Encore quelques incongruités pour montrer le ridicule de l'action de ce groupe de militants. Doit-on préciser à ces boycotteurs naïfs que la République islamique d'Iran n'a pas hésité une seconde à acheter des armes américaines en passant par Israël quand elle s'est sentie en mauvaise posture face à l'armée irakienne en 1986 (le scandale de l'Irangate), que Sobhi Al-Toufayli l'ex Hassan Nasrallah vient tout juste d'avouer, il y a quelques jours sur la chaine libanaise MTV, qu'il aurait entendu de certains milieux proches du Hezbollah que le choix d'une alliance avec Israël face à l'Oumma sunnite pourrait être envisageable, que les réserves iraniennes de change sont en monnaie de Satan, dollar américain (le FMI les estime à près de 100 milliards $... plus de 10% du PIB!), le plus fidèle "soutien d'Israël" de tous les temps, que les composantes électroniques qui équipent les ordinateurs de leur groupe de boycott, du Hezbollah et même du régime iranien, sont peut être fabriquées dans les usines israéliennes d'Intel, que marbre iranien, arak libanais et cosmétiques syriens sont retrouvés sur les marchés israéliens sans mention d’origine par l'intermédiaire de la Turquie et de la Grèce (d'après la Chambre de commerce France-Israël), que le diamant poli, un produit israélien phare, se retrouve sur les marchés arabes et que Dubaï joue même le rôle d’intermédiaire pour le réexporter vers l’Iran (sans étiquette d’origine), que des logiciels israéliens de surveillance d'Internet sont vendus à l'Iran (via le Danemark pour le reconditionnement… info de l'agence Bloomberg), qu'Israël a contribué à la construction des îles Palmiers à Dubaï par l'intermédiaire d'une société italienne (révélation récente de Haaretz), et cætera, etcétéra, etc.
Et à peine on a fini avec l'artiste belge, on s'est attaqué à MTV. Après un sketch de mauvais goût, voilà que maintenant on appelle au boycott de la chaine libanaise sous prétexte qu'elle serait "au service du sionisme". Il est évident que certains préfèrent que la MTV nous serve à longueur de journée les clips de Julia Boutros, dont les affinités pour le Hezbollah et l'Armée du tyran de Damas sont flagrantes.

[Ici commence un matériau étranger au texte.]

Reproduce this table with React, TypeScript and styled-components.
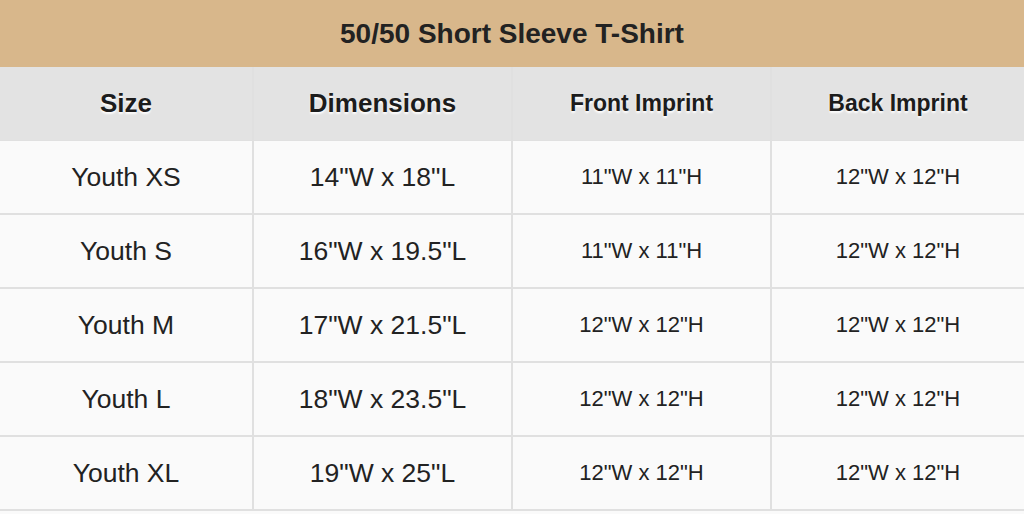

Pour revenir à l'affaire Lara Fabian précisément, une dernière chose, et non des moindres. Est-il vrai, comme certains l'affirment à l'étranger, que le gouvernement libanais aurait été interpellé pour faire pression auprès des producteurs pour annuler les concerts? On n'en saura rien. Mais il est plus que probable qu'il n'a rien fait pour les rassurer si leur artiste se produisait malgré tout aux dates prévues. Ce qui est fort regrettable. Le gouvernement Mikati ne peut pas ignorer que le Hezbollah et ses acolytes souhaitent placer officiellement le Liban dans l'orbite de la République islamique d'Iran, et cela consiste en pratique à le détacher progressivement de son environnement arabe et à l'isoler de la communauté internationale. Interdire officiellement ou de facto, les manifestations artistiques et littéraires internationales de se produire dans notre pays, va dans ce sens. Les affaires Patrick Bruel, Gad Elmaleh (2009), Anne Frank (2009), Placebo (2010), Armin Van Buuren (2011), World Press Photo (2011), Steven Spielberg (2011) et Lara Fabian (2012), sont dans toutes les mémoires. J'aurai bien aimé que le gouvernement Mikati envoie deux signaux forts, d'une part, à ses concitoyens pour les assurer que dans notre pays il ne suffit pas de crier fort pour imposer sa loi et d'autre part, aux artistes internationaux pour les rassurer qu'ils pourront toujours se produire au pays du Cèdre en toute sécurité. Mais hélas, au grand hélas, je ne me fais pas d'illusion. Quant à l'affaire de la MTV, c'est nous qui disons à ce gouvernement, tantôt fantoche, tantôt fantôme, et à ces boycotteurs de pacotille, que dans notre Liban, il ne suffit pas de vociférer hystériquement pour avoir raison.
Que les boyscouts de boycotteurs aillent jouer dans le premier bac à sable qu'ils trouvent. Vivement 2013 pour qu'on en finisse avec ce gouvernement miteux de Mikati, à condition que le 14 Mars se réveille à temps de sa longue somnolence.
Nota Bene
Les places des deux concerts qui auraient dû avoir lieu au Casino du Liban étaient vendues entre 200$ et 500$. Hallucinant. Une sélection par l'argent qui n'est pas digne de celle qui chante "Humana", car la majorité de ses fans au Liban ne pouvait pas s'offrir le rêve de la voir sur scène. Il semble que des artistes internationalement connus comme David Guetta ne demande pas autant... En voilà une bonne blague, comme si le Guetta peut être considéré comme un "artiste" tout court. Même Les Guignols de l'Info n'y croit plus! En tout cas, loi du marché ou pas, les prix étaient exorbitants et c'est bien regrettable. On peut voir U2 au Stade de France, au prix d'un Guetta au Biel (moins de 100$), sachant qu'un concert du groupe irlandais mobilise 1 Boeing, 16 bus, 75 semi-remorques, 250 techniciens et 500 tonnes de matériels.